I also think that education as a whole is in a state of existential transformation, and the demands on teachers and leaders right now are herculean. My work as a coach and a consultant focuses on the intersection of effectiveness and sustainability: How can we transform classrooms, schools, and systems to align with what students and families want and need while supporting sustainability for the educators on the front lines of that transformation?
Why here?
For the past seven years, I’ve used MailChimp as the platform for my newsletter. It’s been a great framework for selling books and promoting literary events, but The Cocoon is more about incubating ideas and cultivating community, so I’ve moved to Substack, which better aligns with my purpose now.
Why you?
You’re receiving The Cocoon because you previously subscribed to my Boogie Down Books or educator mailing lists. If you’d prefer not to receive The Cocoon, you can unsubscribe at the bottom of this page. If you’d rather stay in contact with me elsewhere, you can find me on Instagram and LinkedIn or contact me through my website. If you know a teacher, leader, or other lifelong learner who might like to join The Cocoon community, please invite them to subscribe.
The Cocoon is for lifelong learners, including but not limited to professional educators. If you’re actively engaged in the messy, dynamic, sometimes painful, usually uncomfortable, often involuntary process of transformational growth, this is for you.
The training is the point
Are you more of an auditory learner? Click here for the video version of this message.
A day or two before I ran the 2022 New York City marathon my friend Irbania (who has run multiple marathons herself) left me a voice message in which she said, among other words of wisdom and encouragement, “You did it already, girl.”
And of course in training I had run something like 20 marathons already, but her words reinforced that the training is the point, the journey is the point, not what happens on race day. What matters most is everything I did to get to race day.
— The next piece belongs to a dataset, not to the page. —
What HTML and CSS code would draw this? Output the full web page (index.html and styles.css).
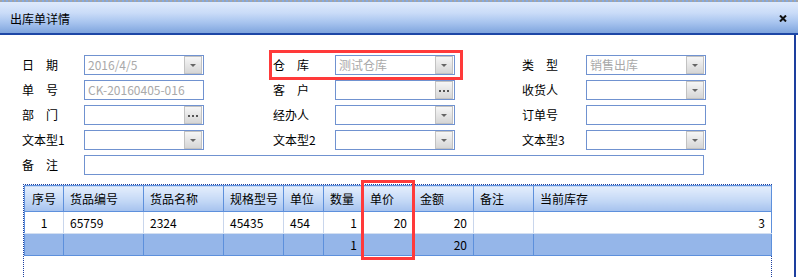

In other words I’d already done the hardest part in training. Running 26.2 miles through New York City with 2 million people cheering me on was way easier than any (shorter) training run I ever did. Compared to the hundreds of miles I ran at dawn or in the rain or alone or on hotel treadmills or when I was exhausted, in pain, or just flat-out over it already, race day was the easy part. Race day was when I got to celebrate how far I’d come.
It’s been 16 months, and I still think about Irbania’s words a lot, especially in terms of education. The transformation doesn’t happen at the end with the project or test or exhibition of learning. It’s happening every day in small moments because that’s how learning happens. And that means that if you’re an educator, you’re invoking transformation every single day. You’re getting your students one step closer to race day with every lesson.
Field Trip Fabulousness
As I shared recently on the Empowering Educators podcast, I think one of the most important things educators can do to build resilience is to carve out regular time for nourishing their inner lifelong learner.
Since the fall of 2020, I've done this by taking a field trip (almost) every week. The only rules are that I have to do it by myself and I have to approach it as a learner. And while I call it a field trip, sometimes the journey is intellectual, not geographical. It’s less about what I do or where I go than showing up as a lifelong learner.
In the future I'll share more about why these field trips are so important to me and tips for how to adapt this practice on your own, no matter how little time you have for yourself.
Here are the weekly field trips I took in February 2024:
I read the travel memoir Call You When I Land by Nikki Vargas while flying from NYC to Denver.
I watched the film The Holdovers while flying from Denver to Atlanta.
I saw The Conceptualists, a stupendous altar of transformation and imagination by my high school classmate Hernan Bas.
Rebekah's Reading Recs
I’ve read 11 books so far in 2024.
Here’s my favorite:
I’d never heard of Rita Mae Brown’s Rubyfruit Jungle before this 50th anniversary tribute. Molly Bolt is now my all-time favorite narrator. I love her boldness, her irreverence, and her refusal to be anything other than who she is. Although life attempts to beat her down, she’s indomitable.
It’s probably not a coincidence that I finished reading Rubyfruit Jungle the day I realized I needed to make a change in my personal life so I could be myself and fully embrace what I want without trying to fit myself within someone else’s limitations. Like Molly Bolt, I don’t have to settle, apologize, or conform.
In case you missed it…
What’s next?
As a coach and consultant, I help educators stay connected to their passion and purpose so they can provide all students with joyful, enchanting, empowering learning experiences–without burning out.
I work with teachers, leaders, teams, schools, districts, and other organizations to find the intersection of effectiveness and sustainability.
Thank you for reading the inaugural issue of The Cocoon! I’ll see you next month.
I live and work in New York City and Miami on the historical and current homelands of the Wappinger and Munsee Lenape, and the Seminole and Miccosukee people, respectively. They called these regions home for many years before Dutch, British, Spanish, and American colonizers arrived and stole from them, desecrated their sacred lands, and attempted to eradicate their existence. And still they endure.
Would gladly follow you into battle. I still think “what would Rebekah say?” When I’m struggling with teaching.
You are suck a rockstar and inspiration. Thank you for sending this to me! Missing you!